Find the string "TypeScript" in the entries and copy each line that has it.

— start —

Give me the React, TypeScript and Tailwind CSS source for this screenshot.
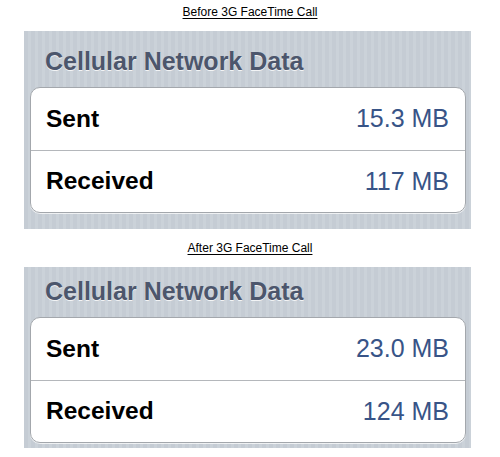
import React from 'react';

// one grouped table from the Settings > Usage screen
type Row = { label: string; value: string };

const before: Row[] = [
  { label: 'Sent', value: '15.3 MB' },
  { label: 'Received', value: '117 MB' },
];

const after: Row[] = [
  { label: 'Sent', value: '23.0 MB' },
  { label: 'Received', value: '124 MB' },
];

function Caption({ text, className }: { text: string; className: string }) {
  return (
    <div className={`flex items-center justify-center ${className}`}>
      <span className="text-[12px] leading-none text-black underline underline-offset-2">{text}</span>
    </div>
  );
}

function Panel({ rows, pt, pb }: { rows: Row[]; pt: string; pb: string }) {
  return (
    <div
      className={`ml-[24px] mr-[29px] bg-[repeating-linear-gradient(90deg,#c5ccd4_0px,#c5ccd4_4px,#cbd2d9_4px,#cbd2d9_7px)] pl-[6px] pr-[5px] ${pt} ${pb}`}
    >
      <div className="pl-[15px] text-[25px] font-bold leading-none text-[#4c566c] [text-shadow:0_1px_0_rgba(255,255,255,0.8)]">
        Cellular Network Data
      </div>
      <div className="mt-[13px] overflow-hidden rounded-[10px] border border-[#a3a7ac] bg-white shadow-[0_1px_0_rgba(255,255,255,0.7)]">
        {rows.map((row, i) => (
          <div
            key={row.label}
            className={`flex h-[62px] items-center justify-between pl-[15px] pr-[16px] ${i > 0 ? 'border-t border-[#b4b7bb]' : ''}`}
          >
            <span className="text-[24.5px] font-bold text-black">{row.label}</span>
            <span className="text-[25px] text-[#385487]">{row.value}</span>
          </div>
        ))}
      </div>
    </div>
  );
}

export default function App() {
  return (
    <div className="h-[457px] w-[500px] bg-white font-['Liberation_Sans',Arial,sans-serif]">
      <Caption text="Before 3G FaceTime Call" className="h-[31px] pb-[7px]" />
      <Panel rows={before} pt="pt-[18px]" pb="pb-[16px]" />
      <Caption text="After 3G FaceTime Call" className="h-[38px]" />
      <Panel rows={after} pt="pt-[12px]" pb="pb-[5px]" />
    </div>
  );
}
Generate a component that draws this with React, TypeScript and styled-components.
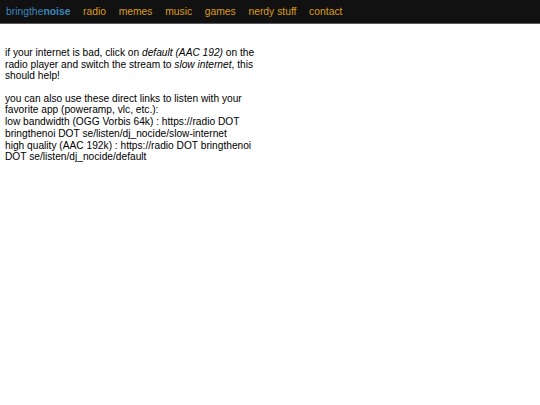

— end —

### Reply to the task
Give me the React, TypeScript and Tailwind CSS source for this screenshot.
Generate a component that draws this with React, TypeScript and styled-components.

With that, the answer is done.